Meet the guys behind Vulture Sessions

There’s a lot of beards and flannel


Nick Hampson and Jack Saville are showcasing musicians in Oxford, the UK, and across the pond. Fed up with the rigid and stale magazine format, they built Vulture Sessions.

Describe the moment you first thought to create Vulture Sessions.

It was a response to frustration with the magazine format in Oxford. Whilst the University is full of publications on every aspect of culture, there didn’t seem to be a way of reaching a wider audience than just the magazine circulations, let alone reaching them instantly, rather than termly.

The channel is devoted to providing a platform to student musicians, but with that aside for a moment, who would be your dream artists to feature on the channel?

A big part of the plan for the channel is trying to foster collaboration between artists, and combining genre. So we’d probably like to see Kanye West giving us his take on “Flower of Scotland” being backed by Sigor Ros. That would be ideal actually, as we’ve always wanted to film a session on a volcano.

What are some of your favourite YouTube channels at the moment?

We’ve really been enjoying the Boatshed Sessions recently. They really concentrate on making sure all their films look absolutely perfect and cinematic. They invest in getting really high quality sound which is exactly what we’re trying to do.

Another channel we’ve been watching closely is Sofar Sounds. Their whole thing is creating communities around music, and you can really get a sense of that in their “Songs From a Room” series of videos. Again, it’s exactly the kind of thing we are interested in building around Vulture Sessions, just with musicians who are young, uninhibited, undiscovered or whatever you want to call it.

Do you think up and coming artists at Oxford are afforded sufficient platforms to showcase their work?

When we started the channel it was exactly because we felt that there wasn’t.
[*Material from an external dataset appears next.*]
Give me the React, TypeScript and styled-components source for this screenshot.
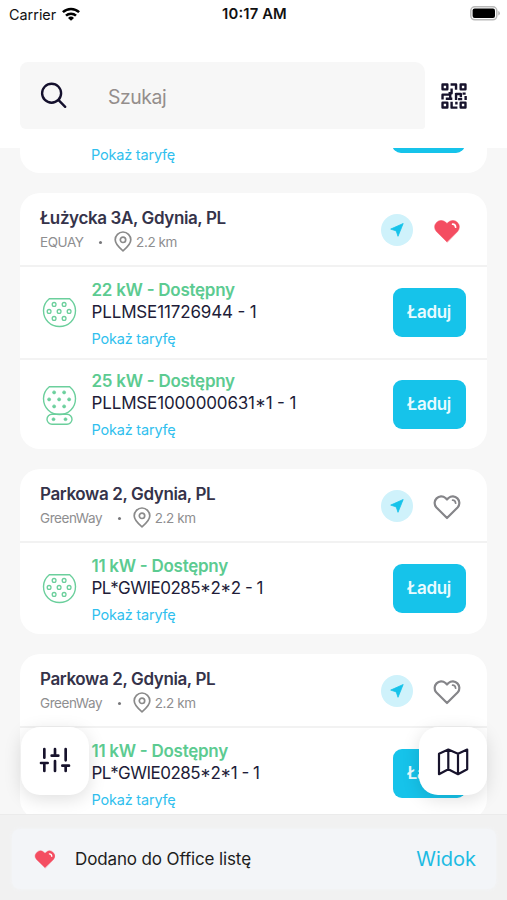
import React from 'react';
import styled, { createGlobalStyle } from 'styled-components';

const GlobalStyle = createGlobalStyle`
  * { box-sizing: border-box; }
  body {
    margin: 0;
    background: #fff;
    font-family: Inter, sans-serif;
    font-feature-settings: 'calt' 1;
  }
`;

const CYAN = '#16c3ea';
const INK = '#211c38';

const Screen = styled.div`
  width: 507px;
  height: 900px;
  display: flex;
  flex-direction: column;
  overflow: hidden;
  background: #fff;
`;

const StatusBar = styled.div`
  height: 28px;
  flex: none;
  display: grid;
  grid-template-columns: 1fr auto 1fr;
  padding: 0 7px 0 9px;
  align-items: center;
  color: #111;
`;
const Carrier = styled.div`
  display: flex;
  align-items: center;
  gap: 6px;
  font-size: 14.4px;
`;
const Clock = styled.div`
  font-size: 14.8px;
  font-weight: 600;
  letter-spacing: 0.15px;
`;
const Battery = styled.svg`
  justify-self: end;
  display: block;
  margin-top: -2px;
`;

const SearchArea = styled.div`
  height: 120px;
  flex: none;
  display: flex;
  align-items: flex-start;
  padding: 34px 0 0 20px;
`;
const SearchBox = styled.div`
  width: 405px;
  height: 67px;
  display: flex;
  align-items: center;
  gap: 39px;
  padding: 2px 0 0 20px;
  border-radius: 8px 10px 3px 6px;
  background: #f7f7f7;
  color: #948e8c;
  font-size: 19.4px;
  letter-spacing: -0.45px;
`;
const ScanButton = styled.div`
  width: 57px;
  height: 67px;
  display: flex;
  align-items: center;
  justify-content: center;
`;

const ListArea = styled.div`
  position: relative;
  height: 666px;
  flex: none;
  overflow: hidden;
  background: #f7f7f7;
`;
const List = styled.div`
  display: flex;
  flex-direction: column;
  gap: 20px;
  width: 467px;
  margin: 0 20px;
`;
const Card = styled.section`
  overflow: hidden;
  border-radius: 20px;
  background: #fff;
`;
const CutCard = styled.section`
  height: 25px;
  display: flex;
  justify-content: space-between;
  padding: 0 22px 0 71px;
  border-radius: 0 0 20px 20px;
  background: #fff;
`;
const CutButton = styled.div`
  width: 73px;
  height: 4.500px;
  overflow: hidden;
  display: flex;
  align-items: flex-end;

  &::after {
    content: '';
    flex: 1;
    height: 49px;
    border-radius: 9px;
    background: ${CYAN};
  }
`;
const CardHeader = styled.header`
  height: 74px;
  display: flex;
  padding: 13px 24px 0 20px;
  border-bottom: 2px solid #f2f2f2;
`;
const Place = styled.div`
  flex: 1;
`;
const Title = styled.div`
  margin-top: 0.6px;
  font-size: 17px;
  line-height: 22px;
  font-weight: 600;
  letter-spacing: -0.38px;
  color: #35334a;
  white-space: nowrap;
`;
const Meta = styled.div`
  display: flex;
  align-items: center;
  height: 20px;
  margin-top: 3px;
  font-size: 13.5px;
  letter-spacing: -0.42px;
  color: #8e8e90;
`;
const Dot = styled.i`
  width: 3px;
  height: 3px;
  margin: 2px 12px 0 15.5px;
  border-radius: 50%;
  background: #77777a;
`;
const Distance = styled.span`
  display: flex;
  align-items: center;
  gap: 4px;
`;
const Actions = styled.div`
  display: flex;
  align-items: center;
  gap: 18px;
  height: 47px;
`;
const RoundButton = styled.div`
  width: 32px;
  height: 32px;
  border-radius: 50%;
  background: #cff2fb;
  display: flex;
  align-items: center;
  justify-content: center;
`;
const HeartSlot = styled.div`
  width: 32px;
  display: flex;
  justify-content: center;
  padding-top: 2px;
`;

const Row = styled.div`
  height: 91px;
  display: flex;
  padding: 0 21.500px 0 22px;

  & + & {
    border-top: 2px solid #f3f3f3;
  }
`;
const PlugSlot = styled.div`
  width: 49.500px;
  height: 90px;
  display: flex;
  align-items: center;
`;
const Info = styled.div<{ $divided?: boolean }>`
  flex: 1;
  padding-top: ${(p) => (p.$divided ? 10 : 11.6)}px;
  font-size: 17px;
  line-height: 22px;
  white-space: nowrap;
`;
const Power = styled.div`
  font-weight: 600;
  letter-spacing: -0.27px;
  color: #5ccb91;
`;
const Code = styled.div<{ $tight?: boolean }>`
  letter-spacing: ${(p) => (p.$tight ? -0.52 : -0.15)}px;
  color: ${INK};
`;
const Tariff = styled.div<{ $cut?: boolean }>`
  margin-top: ${(p) => (p.$cut ? -3 : 6)}px;
  font-size: 14.5px;
  line-height: 20px;
  letter-spacing: -0.2px;
  color: #31bfee;
`;
const ChargeButton = styled.div<{ $divided?: boolean }>`
  width: 73px;
  height: 49px;
  margin-top: ${(p) => (p.$divided ? 19.5 : 21)}px;
  border-radius: 9px;
  background: ${CYAN};
  color: #e9fbff;
  font-size: 17px;
  font-weight: 600;
  letter-spacing: -0.3px;
  line-height: 49px;
  text-align: center;
`;

const Fab = styled.div<{ $side: 'left' | 'right' }>`
  position: absolute;
  top: 579px;
  ${(p) => (p.$side === 'left' ? 'left: 21px' : 'right: 20px')};
  width: 68px;
  height: 68px;
  border-radius: 19px;
  background: #fff;
  box-shadow: 0 4px 18px rgba(0, 0, 0, 0.13);
  display: flex;
  align-items: center;
  justify-content: center;
`;

const Footer = styled.footer`
  flex: 1;
  padding: 15px 11px 11px 12px;
  background: #f1f1f1;
  box-shadow: inset 0 1px 0 #ebebeb;
`;
const Toast = styled.div`
  height: 60px;
  display: flex;
  align-items: center;
  padding: 0 20px 0 22px;
  border-radius: 8px;
  background: #f3f5f8;
  box-shadow: 0 0 4px #f3f5f8;
`;
const ToastText = styled.div`
  flex: 1;
  margin-left: 19px;
  font-size: 17px;
  letter-spacing: -0.13px;
  color: #1d1d20;
`;
const ToastAction = styled.div`
  font-size: 20px;
  color: #1dbbe3;
`;

const WifiIcon = () => (
  <svg width="18" height="14" viewBox="0 0 18 14" fill="none" stroke="#000" strokeWidth="2.5">
    <path d="M.9 5.2a11.6 11.6 0 0 1 16.2 0" />
    <path d="M4 8.7a7.2 7.2 0 0 1 10 0" />
    <path d="M9 13.8 6 10.9a4.3 4.3 0 0 1 6 0Z" fill="#000" stroke="none" />
  </svg>
);

const SearchIcon = () => (
  <svg width="29" height="29" viewBox="0 0 29 29" fill="none" stroke="#14102d" strokeWidth="2.4" strokeLinecap="round">
    <circle cx="11.6" cy="11.2" r="9.5" />
    <path d="m18.6 18.2 6.600 6.600" />
  </svg>
);

const QrIcon = () => (
  <svg width="26" height="26" viewBox="0 0 76 76" fill="none" stroke="#17132c" strokeWidth="7" strokeLinejoin="round">
    <rect x="4.500" y="4.500" width="14" height="14" />
    <rect x="57.500" y="4.500" width="14" height="14" />
    <rect x="4.500" y="57.500" width="14" height="14" />
    <rect x="57.500" y="57.500" width="14" height="14" />
    <path d="M28 4.500H44V20M31 16V30H22M4.500 48V34H27V43M14 46H33M44 50V32H58V42M44 29V36M63 31H72M72 38V50M50 47H62M31 55V72H48M45 55V63" />
  </svg>
);

const PinIcon = () => (
  <svg width="18" height="21" viewBox="0 0 18 21" fill="none" stroke="#8a8a8a" strokeWidth="1.7" strokeLinejoin="round">
    <path d="M16.800 8.800C16.800 13.500 9 19.800 9 19.800S1.200 13.500 1.200 8.800a7.800 7.800 0 0 1 15.600 0Z" />
    <circle cx="9" cy="8.800" r="2.700" />
  </svg>
);

const ArrowIcon = () => (
  <svg width="14" height="14" viewBox="0 0 14 14">
    <path d="M13.200.500 8 13.300 6.200 7.900.700 6.100Z" fill={CYAN} stroke={CYAN} strokeWidth=".8" strokeLinejoin="round" />
  </svg>
);

const HEART = 'M14 24 3.200 13.300a6.600 6.600 0 0 1 9.300-9.300L14 5.500l1.500-1.500a6.600 6.600 0 0 1 9.300 9.300Z';
const HeartIcon = ({ filled, size = 28 }: { filled?: boolean; size?: number }) => (
  <svg width={size} height={(size * 26) / 28} viewBox="0 0 28 26" fill="none" strokeLinejoin="round" strokeLinecap="round">
    <path d={HEART} fill={filled ? '#f44d61' : 'none'} stroke={filled ? '#f44d61' : '#858589'} strokeWidth={filled ? 0.5 : 2.2} />
    <path d="M19.600 6.200q2.800 0 3 3" stroke={filled ? '#fff' : '#858589'} strokeWidth="1.700" />
  </svg>
);

const PINS = [[12.1, 7.4], [22.1, 7.4], [7.1, 14.4], [17.1, 14.4], [27.1, 14.4], [12.1, 21.4], [22.1, 21.4]];
const PlugIcon = ({ combo }: { combo?: boolean }) => (
  <svg width="35" height={combo ? 41 : 31} viewBox={combo ? '0 0 35 41' : '0 0 35 31'} fill="none" stroke="#6bcf9c" strokeWidth="1.400">
    <path d="M7.300 1.800H27.700C31.500 5 33.500 9 33.500 13.500C33.500 22.800 26.500 29.500 17.500 29.500S1.500 22.800 1.500 13.500C1.500 9 3.500 5 7.300 1.800Z" />
    {PINS.map(([x, y]) => (
      <circle key={`${x}-${y}`} cx={x} cy={y} r={combo ? 1.5 : 1.9} fill={combo ? '#6bcf9c' : 'none'} strokeWidth={combo ? 0.8 : 1.3} />
    ))}
    {combo && (
      <>
        <rect x="5" y="29.200" width="25" height="10" rx="5" />
        <circle cx="11.500" cy="34.200" r="1.500" fill="#6bcf9c" strokeWidth=".6" />
        <circle cx="23.500" cy="34.200" r="1.500" fill="#6bcf9c" strokeWidth=".6" />
      </>
    )}
  </svg>
);

const FilterIcon = () => (
  <svg width="32" height="32" viewBox="0 0 24 24" fill="none" stroke="#17132c" strokeWidth="2" strokeLinecap="round">
    <path d="M4 19.500V13.800M4 9.500V3M12 19.500V12M12 7.500V3M20 19.500V16M20 11.500V3M1.500 13.500h5M9.500 8h5M17.500 15.500h5" />
  </svg>
);

const MapIcon = () => (
  <svg width="32" height="29" viewBox="0 0 32 29" fill="none" stroke="#17132c" strokeWidth="2.200" strokeLinejoin="round">
    <path d="M2 6.800V27.200L11.300 22.300 21 27.200 30.200 22.300V2.600L21 6.800 11.300 2.600ZM11.300 2.600V22.300M21 6.800V27.200" />
  </svg>
);

type Connector = { power: string; code: string; tight?: boolean; combo?: boolean };
type Station = { title: string; operator: string; favourite?: boolean; connectors: Connector[] };

const stations: Station[] = [
  {
    title: 'Łużycka 3A, Gdynia, PL',
    operator: 'EQUAY',
    favourite: true,
    connectors: [
      { power: '22 kW - Dostępny', code: 'PLLMSE11726944 - 1' },
      { power: '25 kW - Dostępny', code: 'PLLMSE1000000631*1 - 1', combo: true },
    ],
  },
  {
    title: 'Parkowa 2, Gdynia, PL',
    operator: 'GreenWay',
    connectors: [{ power: '11 kW - Dostępny', code: 'PL*GWIE0285*2*2 - 1', tight: true }],
  },
  {
    title: 'Parkowa 2, Gdynia, PL',
    operator: 'GreenWay',
    connectors: [{ power: '11 kW - Dostępny', code: 'PL*GWIE0285*2*1 - 1', tight: true }],
  },
];

const ConnectorRow = ({ power, code, tight, combo, divided }: Connector & { divided?: boolean }) => (
  <Row>
    <PlugSlot>
      <PlugIcon combo={combo} />
    </PlugSlot>
    <Info $divided={divided}>
      <Power>{power}</Power>
      <Code $tight={tight}>{code}</Code>
      <Tariff>Pokaż taryfę</Tariff>
    </Info>
    <ChargeButton $divided={divided}>Ładuj</ChargeButton>
  </Row>
);

export default function App() {
  return (
    <Screen>
      <GlobalStyle />
      <StatusBar>
        <Carrier>
          Carrier
          <WifiIcon />
        </Carrier>
        <Clock>10:17 AM</Clock>
        <Battery width="30" height="15" viewBox="0 0 30 15">
          <rect x=".8" y=".8" width="26" height="13" rx="4" fill="#fff" stroke="#b9b9b9" strokeWidth="1.500" />
          <rect x="2.600" y="2.600" width="22.400" height="9.400" rx="2" fill="#000" />
          <path d="M28.300 5v4.600q1.500-.6 1.500-2.300t-1.500-2.300" fill="#b0b0b0" />
        </Battery>
      </StatusBar>
      <SearchArea>
        <SearchBox>
          <SearchIcon />
          Szukaj
        </SearchBox>
        <ScanButton>
          <QrIcon />
        </ScanButton>
      </SearchArea>
      <ListArea>
        <List>
          <CutCard>
            <Tariff $cut>Pokaż taryfę</Tariff>
            <CutButton />
          </CutCard>
          {stations.map((s, i) => (
            <Card key={i}>
              <CardHeader>
                <Place>
                  <Title>{s.title}</Title>
                  <Meta>
                    {s.operator}
                    <Dot />
                    <Distance>
                      <PinIcon />
                      2.2 km
                    </Distance>
                  </Meta>
                </Place>
                <Actions>
                  <RoundButton>
                    <ArrowIcon />
                  </RoundButton>
                  <HeartSlot>
                    <HeartIcon filled={s.favourite} />
                  </HeartSlot>
                </Actions>
              </CardHeader>
              {s.connectors.map((c, j) => (
                <ConnectorRow key={c.code} {...c} divided={j > 0} />
              ))}
            </Card>
          ))}
        </List>
        <Fab $side="left">
          <FilterIcon />
        </Fab>
        <Fab $side="right">
          <MapIcon />
        </Fab>
      </ListArea>
      <Footer>
        <Toast>
          <HeartIcon filled size={22} />
          <ToastText>Dodano do Office listę</ToastText>
          <ToastAction>Widok</ToastAction>
        </Toast>
      </Footer>
    </Screen>
  );
}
Oxford seems to have platforms for poets and for actors and other art forms, but aside from irregular gigging opportunities, there isn’t a coherent community around young musicians or a way for them to get their work out there.

There are small events in Colleges such as open mic nights but there is no University-wide music platform – something we feel may well be the case at a lot more Universities than just Oxford.

What can we expect from Vulture Sessions this coming term?

We’ve spent the summer building Vulture teams in Universities around the world.  This week we will be launching Miami and Indiana in the USA and Manchester in the UK.  We have other Universities on standby to enable a steady expansion as the term and year progresses.  Each of these new locations will be submitting content regularly allowing us to oversee one sessions channel with content from Universities all over the world.

Do you have any plans to expand to something more than a YouTube channel?

We do see live shows as a part of the future of Vulture. We’ll be putting on live events starting this term in Oxford.  The plan is to showcase some of the finest artists who come through the Vulture Sessions system in concert, but still in very unusual and interesting locations, just for our subscribers and the people on our mailing list. We like the idea of secret gigs too, or even pop up gigs around town.

You make use of some beautiful Oxford locations in your videos. Do you think the environment informs the music the artists create? 

Absolutely. We see this as one of the most unique features of our channel. We wish to celebrate both the artist and their environment in each video. Every University looks completely different which is a beautiful thing when combined with the different music we’re finding in each place too. We love the idea that someone can watch a music video set in a 14th Century cloister, immediately followed by a backdrop of palm trees or a forest in Indiana.

You let artists organise their own locations, but if you had a say in the next video’s location, what would be your dream setting? Why?

We’ll feel content once we have sessions in a desert or by some snow-capped mountains.  That would be very cool. We just want to be in as many contrasting and unique places as possible to create a network with as much depth as we can. Where people can find amazing content and meet wonderful people, with a huge variety of musical styles and influence to suit as many tastes as possible.  That’s the dream.

Would you ever feature an electronic producer on your channel? 

We actually have a couple of electronic artists in the diary which we are very excited about as it will be very different to anything we’ve done so far. However, it remains important to the aesthetic of our channel that the location is interesting so there is definitely a balance to be found between what we are physically able to record and what suits the vibe of our channel.  But we are certainly not only interested in acoustic music.